En quoi l’attitude du gouvernement et de la police sera-t-elle décisive dans le développement et l’issue de ces conflits sociaux ?

Si à l'approche du coup d'envoi, les revendications sociales vont s'atténuer, nous ne sommes pas à l'abri de la répression de certains manifestants qui pourrait dégénérer en bavure. Ce qui susciterait une émotion vive. Cela pourrait dégénérer au sens où il y aurait une espèce de contagion sociale qui serait très difficilement gérable. Nous ne sommes pas à l'abri de ce scénario même si ce n'est pas le plus plausible. Ce qui rendrait ce scénario possible, serait le manque de préparation et de doigté de la police militaire (qui est l'équivalent de nos CRS ou de gendarmes) elle est mal formée. Par exemple, dimanche on a vu ces policiers essayés d'écarter des grévistes du métro avec des balles en caoutchouc. On a là un aspect de la violence de l'Etat. 
Ces travailleurs peuvent estimer que la population est de leur côté car la population est mécontente quant à la façon dont la coupe a été préparée. C'est un facteur qu'on ne retrouvait pas en France en 1998. Au Brésil, il y a une amertume qui tient aux sommes dépensées. Trois milliards d'euros ont été dépensés rien que pour les stades. Et ce n'est pas uniquement la faute de la Fifa. C'est lié à des surfacturations, à des défauts de planification, à un manque de savoir-faire dans la mise en œuvre. On retrouve ce problème dans les chantiers d'infrastructures qui ont coûté 8 milliards d'euros, sur les chantiers de mobilités urbaines et les aéroports.

Les douze stades de foot qui accueillent les matchs sont-ils enfin prêts ?

Ils sont quasiment prêts. L'intérieur des stades, dans un des stades la tribune presse n'est pas tout à fait terminée et dans un autre, il y aura 8000 sièges de moins. Ensuite, la partie externe des stades n'est pas toujours finie non plus. 
A Porto Allègre, la façade n'a pas encore été bétonnée. D'autres petits aménagements qui ne coûtaient pas forcément chers n'ont pas été faits. Par exemple, les connexions wifi ne fonctionnent pas dans les stades. 

Les violences dans les favelas de Rio, comme celles qui ont eu lieu en avril 2014, peuvent-elles reprendre pendant la Coupe du monde ? Plus généralement, la sécurité des touristes étrangers est-elle suffisamment assurée ?

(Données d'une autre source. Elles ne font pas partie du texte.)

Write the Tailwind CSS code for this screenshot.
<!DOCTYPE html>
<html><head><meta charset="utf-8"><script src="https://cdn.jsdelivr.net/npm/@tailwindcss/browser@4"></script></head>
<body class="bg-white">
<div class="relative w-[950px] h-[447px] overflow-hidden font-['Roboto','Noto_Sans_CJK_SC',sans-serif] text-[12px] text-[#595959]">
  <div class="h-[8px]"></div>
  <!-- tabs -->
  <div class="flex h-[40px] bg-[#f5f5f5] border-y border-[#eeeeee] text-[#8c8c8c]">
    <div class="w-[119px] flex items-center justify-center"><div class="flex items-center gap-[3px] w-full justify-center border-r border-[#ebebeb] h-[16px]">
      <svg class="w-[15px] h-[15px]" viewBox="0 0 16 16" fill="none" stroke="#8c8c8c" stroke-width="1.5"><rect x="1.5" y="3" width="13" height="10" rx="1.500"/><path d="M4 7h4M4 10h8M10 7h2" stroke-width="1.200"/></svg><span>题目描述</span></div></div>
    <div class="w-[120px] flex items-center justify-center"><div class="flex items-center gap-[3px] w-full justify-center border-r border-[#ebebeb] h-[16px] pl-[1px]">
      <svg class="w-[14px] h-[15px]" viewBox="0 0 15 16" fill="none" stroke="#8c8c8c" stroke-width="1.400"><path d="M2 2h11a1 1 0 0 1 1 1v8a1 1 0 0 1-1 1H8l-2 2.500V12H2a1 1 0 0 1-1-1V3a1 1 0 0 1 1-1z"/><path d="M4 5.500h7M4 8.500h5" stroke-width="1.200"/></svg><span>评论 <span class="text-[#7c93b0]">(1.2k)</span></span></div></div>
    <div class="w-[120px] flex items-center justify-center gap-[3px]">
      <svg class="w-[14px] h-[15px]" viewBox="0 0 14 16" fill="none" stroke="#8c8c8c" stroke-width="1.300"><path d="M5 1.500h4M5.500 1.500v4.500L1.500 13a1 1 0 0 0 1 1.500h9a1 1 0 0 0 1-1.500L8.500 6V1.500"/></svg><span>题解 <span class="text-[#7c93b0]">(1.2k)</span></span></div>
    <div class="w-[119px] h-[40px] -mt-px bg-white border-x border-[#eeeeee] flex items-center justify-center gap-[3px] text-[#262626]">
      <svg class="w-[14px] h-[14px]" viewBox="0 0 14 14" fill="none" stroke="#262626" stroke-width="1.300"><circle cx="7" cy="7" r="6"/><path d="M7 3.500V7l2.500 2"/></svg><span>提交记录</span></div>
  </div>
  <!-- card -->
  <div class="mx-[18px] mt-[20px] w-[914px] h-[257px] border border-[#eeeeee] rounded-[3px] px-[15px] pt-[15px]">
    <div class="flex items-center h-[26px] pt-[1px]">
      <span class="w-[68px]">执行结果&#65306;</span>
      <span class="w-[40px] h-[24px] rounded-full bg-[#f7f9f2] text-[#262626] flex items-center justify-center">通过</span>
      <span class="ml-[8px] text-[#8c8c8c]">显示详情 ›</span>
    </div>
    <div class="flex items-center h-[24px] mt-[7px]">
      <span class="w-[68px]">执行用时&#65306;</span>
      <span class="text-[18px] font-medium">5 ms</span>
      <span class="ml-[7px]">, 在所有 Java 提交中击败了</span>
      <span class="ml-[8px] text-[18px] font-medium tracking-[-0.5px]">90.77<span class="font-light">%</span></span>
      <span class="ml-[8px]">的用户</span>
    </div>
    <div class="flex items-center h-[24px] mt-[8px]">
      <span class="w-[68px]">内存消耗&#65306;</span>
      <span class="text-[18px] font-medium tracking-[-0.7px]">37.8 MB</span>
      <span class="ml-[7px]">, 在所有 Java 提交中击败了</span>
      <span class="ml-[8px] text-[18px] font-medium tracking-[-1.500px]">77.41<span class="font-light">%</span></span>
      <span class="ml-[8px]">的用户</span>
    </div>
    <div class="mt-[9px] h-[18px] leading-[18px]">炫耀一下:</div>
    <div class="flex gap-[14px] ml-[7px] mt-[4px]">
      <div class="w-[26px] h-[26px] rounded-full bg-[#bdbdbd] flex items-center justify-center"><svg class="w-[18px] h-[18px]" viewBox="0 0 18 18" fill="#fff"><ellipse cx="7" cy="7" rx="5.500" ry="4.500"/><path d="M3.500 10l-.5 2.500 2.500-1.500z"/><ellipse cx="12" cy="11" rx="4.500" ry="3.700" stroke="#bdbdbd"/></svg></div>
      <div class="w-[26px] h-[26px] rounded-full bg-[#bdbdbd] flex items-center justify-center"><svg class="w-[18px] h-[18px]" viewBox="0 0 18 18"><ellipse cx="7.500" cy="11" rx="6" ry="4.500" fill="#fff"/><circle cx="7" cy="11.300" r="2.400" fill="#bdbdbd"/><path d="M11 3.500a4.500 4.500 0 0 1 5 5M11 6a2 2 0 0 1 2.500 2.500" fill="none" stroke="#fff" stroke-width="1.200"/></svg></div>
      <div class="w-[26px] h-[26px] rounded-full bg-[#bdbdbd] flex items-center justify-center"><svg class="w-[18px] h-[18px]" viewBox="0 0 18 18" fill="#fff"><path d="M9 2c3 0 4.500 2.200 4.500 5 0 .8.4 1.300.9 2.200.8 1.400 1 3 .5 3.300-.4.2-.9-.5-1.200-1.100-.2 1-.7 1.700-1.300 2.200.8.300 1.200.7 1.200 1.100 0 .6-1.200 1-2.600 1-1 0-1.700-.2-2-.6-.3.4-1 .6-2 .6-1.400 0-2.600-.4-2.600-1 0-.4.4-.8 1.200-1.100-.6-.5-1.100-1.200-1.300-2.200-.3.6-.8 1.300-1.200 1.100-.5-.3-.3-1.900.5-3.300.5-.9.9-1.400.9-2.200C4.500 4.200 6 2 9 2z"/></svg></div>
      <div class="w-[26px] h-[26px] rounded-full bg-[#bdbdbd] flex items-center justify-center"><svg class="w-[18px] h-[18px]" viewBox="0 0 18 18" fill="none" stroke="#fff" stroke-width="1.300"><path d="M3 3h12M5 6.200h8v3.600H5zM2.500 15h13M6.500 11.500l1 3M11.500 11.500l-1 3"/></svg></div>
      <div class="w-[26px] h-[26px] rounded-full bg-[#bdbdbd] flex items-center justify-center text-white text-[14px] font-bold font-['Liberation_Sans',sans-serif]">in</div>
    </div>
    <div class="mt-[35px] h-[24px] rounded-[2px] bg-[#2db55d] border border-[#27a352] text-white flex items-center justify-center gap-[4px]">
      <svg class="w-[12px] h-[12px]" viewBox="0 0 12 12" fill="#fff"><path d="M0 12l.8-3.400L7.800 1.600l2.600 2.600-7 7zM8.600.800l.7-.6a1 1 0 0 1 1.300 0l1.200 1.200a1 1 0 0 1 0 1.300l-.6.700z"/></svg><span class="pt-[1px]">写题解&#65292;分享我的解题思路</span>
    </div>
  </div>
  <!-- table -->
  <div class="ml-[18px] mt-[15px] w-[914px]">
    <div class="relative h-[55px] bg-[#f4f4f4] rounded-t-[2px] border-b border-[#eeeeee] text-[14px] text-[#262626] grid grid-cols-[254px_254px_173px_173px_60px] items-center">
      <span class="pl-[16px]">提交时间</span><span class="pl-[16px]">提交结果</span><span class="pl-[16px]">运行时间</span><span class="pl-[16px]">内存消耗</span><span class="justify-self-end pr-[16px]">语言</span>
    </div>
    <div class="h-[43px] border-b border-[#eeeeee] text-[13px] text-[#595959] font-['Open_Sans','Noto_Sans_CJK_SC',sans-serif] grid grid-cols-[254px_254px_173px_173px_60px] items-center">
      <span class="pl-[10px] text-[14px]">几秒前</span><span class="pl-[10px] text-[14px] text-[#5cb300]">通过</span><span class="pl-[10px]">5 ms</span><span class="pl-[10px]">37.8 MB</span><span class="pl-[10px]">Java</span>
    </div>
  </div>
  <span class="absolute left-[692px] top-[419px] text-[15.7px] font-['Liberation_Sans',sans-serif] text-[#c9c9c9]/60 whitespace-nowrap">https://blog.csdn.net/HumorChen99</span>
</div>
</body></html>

Les violences sont quotidiennes. Evidemment, à l'approche de la coupe du monde, la presse étrangère "découvre" la violence.  Dans l'Etat de Rio de Janeiro, on recense 500 homicides volontaires en moyenne par mois pour 17 millions d'habitants. C'est énorme ! Et la violence est triple : la violence des quartiers populaires, la violence conjugale est également très importante tout comme ce que l'on appelle la violence de l'Etat. Cette dernière fait plus de victimes parmi les innocents que parmi les bandits. 
La violence elle est malheureusement très fréquente mais elle ne s'exercera aux abords des stades car des forces de sécurité très importantes vont être déployées. Il y un déploiement de forces de l'ordre jamais égalé auparavant pour une coupe du monde dont le coût s'élève à  650 millions d'euros. Tout cela pour essayer de canaliser les flux de touristes et de supporter et de sanctuariser les stades. Ces cordons de sécurités feront que les collectifs militants n'arriveront pas à passer. 

Une élimination prématurée du Brésil en Coupe du monde pourrait-elle avoir des conséquences sociales ?

Tout dépend de ce que l'on appelle prématuré. L'équipe brésilienne figure parmi les meilleures au monde, ce qui suscite des attentes très fortes de la population. S'ils ne passent pas la première phase, la désillusion sera considérable et les Brésiliens se rappelleront que cette coupe a coûté cher. Et si un candidat de l'opposition s'en saisit alors Dilma Rousseff peut s'en inquiéter. Si le Brésil passe la première phase et progresse de quart, en demi, en finale. Les Brésiliens seront déjà bien contents.